Here is a ZENIT working translation of the complete text: 
The Word of God presents us today two opposite human scenarios: on one hand the ‘carnival of worldly curiosity’ and, on the other, the glorification of the Father through good works. And our life always moves between these two scenarios.
In fact, they exist in every age, as Saint Paul’s words to Timothy demonstrate (cf. 2 Timothy 4:1-5), and also Saint Dominic and his first Brothers, who moved between these two scenarios 800 years ago.
Paul warns Timothy that he must proclaim the Gospel in the midst of a context where people are always looking for new teachers, myths, different doctrines and ideologies … “Prurientes auribsu” (2 Timothy 4:3).
It is the carnival of worldly curiosity, of seduction. Therefore, the Apostle also instructs his disciple with strong words, such as “urgent,” convince, rebuke,” “exhort”, and then “be steady,” “endure sufferings” (vv. 2.5).
It is interesting to see how already then, two thousand years ago, the Apostles of the Gospel found themselves before this scenario, which in our days has developed and globalized, given the seduction of subjectivist relativism.
The tendency to seek novelties, proper to the human being, finds its ideal environment in the society of appearance, of consumption, in which often old things are recycled, but what is important is to make them seem new, attractive, captivating.
Truth is also made up. We move in the so-called ‘liquid society,’ without fixed points, without axes, deprived of solid and stable references, in a culture of the ephemeral, of usage and of discarding. Highlighted clearly in face of this worldly ‘carnival’ is the opposite scenario that we find in the words of Jesus, which we just heard: “Give glory to your Father who is in Heaven.”
And how can one pass from this pseudo festive superficiality to glorification? It is realized through the good works of those who, becoming disciples of Jesus, have become “salt” and “light.”
“Let your light so shine before men – says Jesus – that they may see your good works and give glory to your Father who is in Heaven.” In the midst of yesterday’s and today’s ‘carnival,’ this is the answer of Jesus and of the Church, this is the solid support in the midst of a ‘liquid’ environment: the good works we can do thanks to Christ and to His Holy Spirit, and which gives birth in the heart to gratitude to God the Father, praise, or at least to the question” ‘Why,’ ‘Why does that person behave like this?’, disquieting the world in face of the testimony of the Gospel.

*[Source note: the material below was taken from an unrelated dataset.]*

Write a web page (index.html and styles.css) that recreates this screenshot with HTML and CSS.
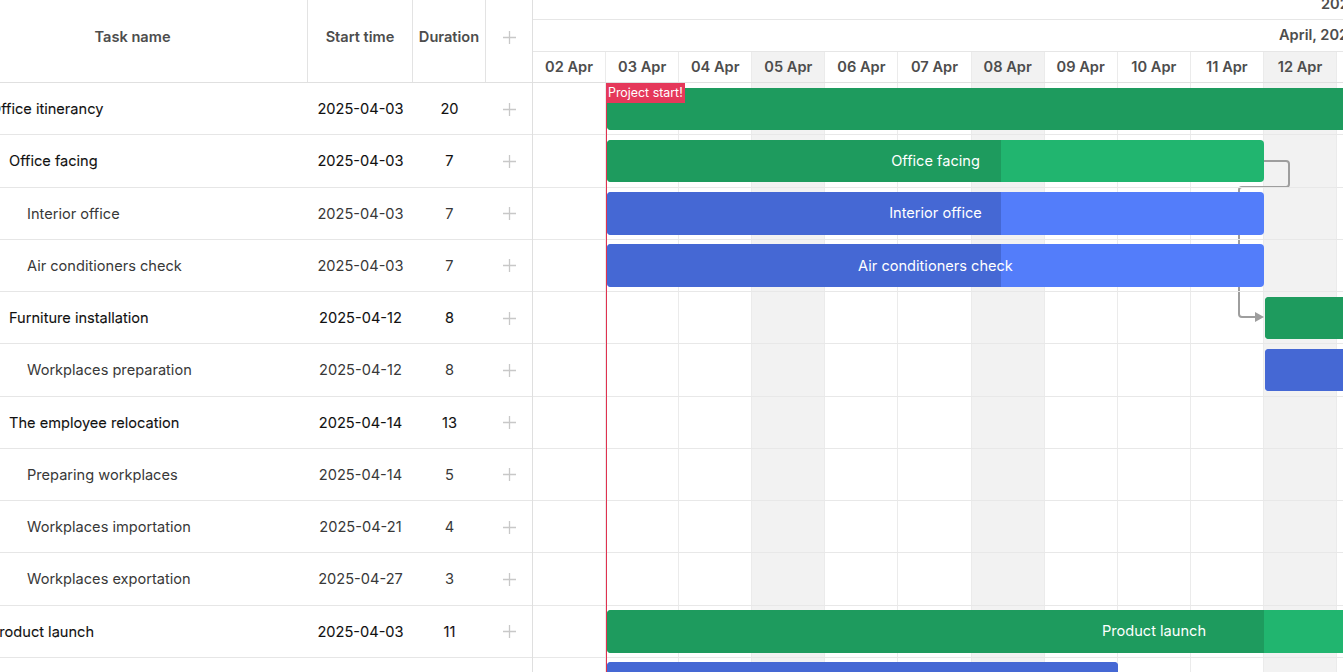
FILE: index.html
```html
<!DOCTYPE html>
<html lang="en">
<head>
  <meta charset="UTF-8">
  <meta name="viewport" content="width=device-width, initial-scale=1.0">
  <title>Gantt</title>
  <link rel="stylesheet" href="styles.css">
</head>
<body>
  <div class="gantt">
    <div class="grid">
      <div class="grid-inner">
        <div class="grid-head">
          <div class="cell col-name">Task name</div>
          <div class="cell col-start">Start time</div>
          <div class="cell col-dur">Duration</div>
          <div class="cell col-add"><svg class="plus" viewBox="0 0 14 14"><path d="M7 0v14M0 7h14"/></svg></div>
        </div>
        <div class="grid-row parent">
          <div class="cell col-name lvl0">Office itinerancy</div>
          <div class="cell col-start">2025-04-03</div>
          <div class="cell col-dur">20</div>
          <div class="cell col-add"><svg class="plus" viewBox="0 0 14 14"><path d="M7 0v14M0 7h14"/></svg></div>
        </div>
        <div class="grid-row parent">
          <div class="cell col-name lvl1">Office facing</div>
          <div class="cell col-start">2025-04-03</div>
          <div class="cell col-dur">7</div>
          <div class="cell col-add"><svg class="plus" viewBox="0 0 14 14"><path d="M7 0v14M0 7h14"/></svg></div>
        </div>
        <div class="grid-row">
          <div class="cell col-name lvl2">Interior office</div>
          <div class="cell col-start">2025-04-03</div>
          <div class="cell col-dur">7</div>
          <div class="cell col-add"><svg class="plus" viewBox="0 0 14 14"><path d="M7 0v14M0 7h14"/></svg></div>
        </div>
        <div class="grid-row">
          <div class="cell col-name lvl2">Air conditioners check</div>
          <div class="cell col-start">2025-04-03</div>
          <div class="cell col-dur">7</div>
          <div class="cell col-add"><svg class="plus" viewBox="0 0 14 14"><path d="M7 0v14M0 7h14"/></svg></div>
        </div>
        <div class="grid-row parent">
          <div class="cell col-name lvl1">Furniture installation</div>
          <div class="cell col-start">2025-04-12</div>
          <div class="cell col-dur">8</div>
          <div class="cell col-add"><svg class="plus" viewBox="0 0 14 14"><path d="M7 0v14M0 7h14"/></svg></div>
        </div>
        <div class="grid-row">
          <div class="cell col-name lvl2">Workplaces preparation</div>
          <div class="cell col-start">2025-04-12</div>
          <div class="cell col-dur">8</div>
          <div class="cell col-add"><svg class="plus" viewBox="0 0 14 14"><path d="M7 0v14M0 7h14"/></svg></div>
        </div>
        <div class="grid-row parent">
          <div class="cell col-name lvl1">The employee relocation</div>
          <div class="cell col-start">2025-04-14</div>
          <div class="cell col-dur">13</div>
          <div class="cell col-add"><svg class="plus" viewBox="0 0 14 14"><path d="M7 0v14M0 7h14"/></svg></div>
        </div>
        <div class="grid-row">
          <div class="cell col-name lvl2">Preparing workplaces</div>
          <div class="cell col-start">2025-04-14</div>
          <div class="cell col-dur">5</div>
          <div class="cell col-add"><svg class="plus" viewBox="0 0 14 14"><path d="M7 0v14M0 7h14"/></svg></div>
        </div>
        <div class="grid-row">
          <div class="cell col-name lvl2">Workplaces importation</div>
          <div class="cell col-start">2025-04-21</div>
          <div class="cell col-dur">4</div>
          <div class="cell col-add"><svg class="plus" viewBox="0 0 14 14"><path d="M7 0v14M0 7h14"/></svg></div>
        </div>
        <div class="grid-row">
          <div class="cell col-name lvl2">Workplaces exportation</div>
          <div class="cell col-start">2025-04-27</div>
          <div class="cell col-dur">3</div>
          <div class="cell col-add"><svg class="plus" viewBox="0 0 14 14"><path d="M7 0v14M0 7h14"/></svg></div>
        </div>
        <div class="grid-row parent">
          <div class="cell col-name lvl0">Product launch</div>
          <div class="cell col-start">2025-04-03</div>
          <div class="cell col-dur">11</div>
          <div class="cell col-add"><svg class="plus" viewBox="0 0 14 14"><path d="M7 0v14M0 7h14"/></svg></div>
        </div>
        <div class="grid-row"></div>
      </div>
    </div>

    <div class="chart">
      <div class="scale">
        <div class="scale-year">2025</div>
        <div class="scale-month">April, 2025</div>
        <div class="scale-days">
          <div class="day">02 Apr</div>
          <div class="day">03 Apr</div>
          <div class="day">04 Apr</div>
          <div class="day shade">05 Apr</div>
          <div class="day">06 Apr</div>
          <div class="day">07 Apr</div>
          <div class="day shade">08 Apr</div>
          <div class="day">09 Apr</div>
          <div class="day">10 Apr</div>
          <div class="day">11 Apr</div>
          <div class="day shade">12 Apr</div>
          <div class="day"></div>
        </div>
      </div>

      <div class="data">
        <div class="columns">
          <div class="col"></div>
          <div class="col"></div>
          <div class="col"></div>
          <div class="col shade"></div>
          <div class="col"></div>
          <div class="col"></div>
          <div class="col shade"></div>
          <div class="col"></div>
          <div class="col"></div>
          <div class="col"></div>
          <div class="col shade"></div>
          <div class="col"></div>
        </div>

        <svg class="links" width="810" height="600">
          <path d="M731 78H753Q756 78 756 81V101Q756 104 753 104H709Q706 104 706 107V231Q706 234 709 234H724"/>
          <polygon points="722,229 731,234 722,239"/>
        </svg>

        <div class="row">
          <div class="bar green" style="left:74px;width:1300px"><div class="progress" style="width:1300px"></div></div>
        </div>
        <div class="row">
          <div class="bar green" style="left:74px;width:657px"><div class="progress" style="width:394px"></div><span class="bar-text">Office facing</span></div>
        </div>
        <div class="row">
          <div class="bar blue" style="left:74px;width:657px"><div class="progress" style="width:394px"></div><span class="bar-text">Interior office</span></div>
        </div>
        <div class="row">
          <div class="bar blue" style="left:74px;width:657px"><div class="progress" style="width:394px"></div><span class="bar-text">Air conditioners check</span></div>
        </div>
        <div class="row">
          <div class="bar green" style="left:732px;width:585px"><div class="progress" style="width:585px"></div></div>
        </div>
        <div class="row">
          <div class="bar blue" style="left:732px;width:585px"><div class="progress" style="width:585px"></div></div>
        </div>
        <div class="row"></div>
        <div class="row"></div>
        <div class="row"></div>
        <div class="row"></div>
        <div class="row">
          <div class="bar green" style="left:74px;width:1094px"><div class="progress" style="width:657px"></div><span class="bar-text">Product launch</span></div>
        </div>
        <div class="row">
          <div class="bar blue" style="left:74px;width:511px"><div class="progress" style="width:511px"></div></div>
        </div>

        <div class="marker">
          <div class="marker-line"></div>
          <div class="marker-label">Project start!</div>
        </div>
      </div>
    </div>
  </div>
</body>
</html>
```

FILE: styles.css
```css
* {
  box-sizing: border-box;
}
body {
  margin: 0;
  font-family: Inter, "Noto Sans", sans-serif;
  font-size: 14.6px;
  color: #383838;
  background: white;
  overflow: hidden;
}
.gantt {
  display: flex;
  height: 672px;
  overflow: hidden;
}

/* grid */
.grid {
  width: 533px;
  flex: none;
  overflow: hidden;
  border-right: 1px solid #dfdfdf;
}
.grid-inner {
  margin-left: -42px;
  width: 574px;
}
.grid-head {
  display: flex;
  height: 83px;
  border-bottom: 1px solid #e0e0e0;
}
.grid-head .cell {
  display: flex;
  align-items: center;
  justify-content: center;
  padding-bottom: 8px;
  font-weight: 600;
  color: #4d4d4d;
}
.grid-head .col-name,
.grid-head .col-start,
.grid-head .col-dur {
  border-right: 1px solid #e3e3e3;
}
.col-name {
  width: 350px;
}
.col-start {
  width: 105px;
}
.col-dur {
  width: 73px;
}
.col-add {
  width: 46px;
}
.grid-row {
  display: flex;
  align-items: center;
  height: 52.25px;
  padding-top: 1px;
  border-bottom: 1px solid #e6e6e6;
}
.grid-row .cell {
  white-space: nowrap;
}
.grid-row .col-start,
.grid-row .col-dur,
.grid-row .col-add {
  text-align: center;
}
.grid-row.parent {
  color: #111;
  -webkit-text-stroke: 0.1px #111;
}
.col-add {
  display: flex;
  justify-content: center;
  align-items: center;
}
.lvl0 {
  padding-left: 32px;
}
.lvl1 {
  padding-left: 51px;
}
.lvl2 {
  padding-left: 69px;
}
.plus {
  width: 13px;
  height: 13px;
  fill: none;
  stroke: #c8c8c8;
  stroke-width: 1.4;
}

/* chart */
.chart {
  flex: 1;
  overflow: hidden;
}
.scale {
  font-weight: 600;
  color: #4d4d4d;
  white-space: nowrap;
}
.scale-year {
  height: 20px;
  line-height: 8px;
  padding-left: 788px;
  border-bottom: 1px solid #e6e6e6;
  overflow: hidden;
}
.scale-month {
  height: 32px;
  line-height: 31px;
  padding-left: 746px;
  border-bottom: 1px solid #e6e6e6;
}
.scale-days {
  display: flex;
  height: 31px;
  border-bottom: 1px solid #e0e0e0;
}
.day {
  flex: none;
  width: 73.1px;
  line-height: 30px;
  text-align: center;
  border-right: 1px solid #ebebeb;
}
.shade {
  background: #f2f2f2;
}
.data {
  position: relative;
  height: 589px;
}
.columns {
  position: absolute;
  top: 0;
  left: 0;
  bottom: 0;
  display: flex;
}
.col {
  flex: none;
  width: 73.1px;
  border-right: 1px solid #ebebeb;
}
.links {
  position: absolute;
  top: 0;
  left: 0;
}
.links path {
  fill: none;
  stroke: #9e9e9e;
  stroke-width: 2;
}
.links polygon {
  fill: #9e9e9e;
}
.row {
  position: relative;
  height: 52.25px;
  border-bottom: 1px solid #e8e8e8;
}
.bar {
  position: absolute;
  top: 4.5px;
  height: 42.5px;
  border-radius: 4px;
  overflow: hidden;
  display: flex;
  align-items: center;
  justify-content: center;
}
.bar.green {
  background: #21b56f;
}
.bar.green .progress {
  background: #1e9b5e;
}
.bar.blue {
  background: #537dfa;
}
.bar.blue .progress {
  background: #4568d4;
}
.progress {
  position: absolute;
  top: 0;
  left: 0;
  bottom: 0;
}
.bar-text {
  position: relative;
  color: white;
  white-space: nowrap;
}
.marker {
  position: absolute;
  top: 0;
  left: 73px;
  bottom: 0;
}
.marker-line {
  position: absolute;
  top: 0;
  bottom: 0;
  left: 0;
  width: 1px;
  background: #e0324f;
}
.marker-label {
  position: absolute;
  top: 0;
  left: 0;
  padding: 0 2px;
  height: 20px;
  line-height: 20px;
  font-size: 12.4px;
  color: white;
  background: #e5385a;
  white-space: nowrap;
}
```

However, for this ‘shakeup’ to happen, salt must not lose its taste and the light must not be hidden (cf. Matthew 5:13-15).
Jesus says it very clearly: if salt loses its taste, it’s no longer useful. Alas if salt loses its taste! Alas a Church that loses her taste! Watch out for a priest, a consecrated person, a Congregation that loses its taste!
Today, we give glory to the Father for the work that Saint Dominic carried out, full of the light and salt of Christ, 800 years ago; a work at the service of the Gospel, preached with the word and with life; a work that, with the grace of the Holy Spirit, has helped so many men and women to not be dispersed in the midst of the ‘carnival’ of worldly curiosity, but who instead savoured the taste of healthy doctrine, the taste of the Gospel and became in turn light and salt, craftsmen of good works … and true brothers and sisters that glorify God and teach <others> to glorify God with the good works of life.”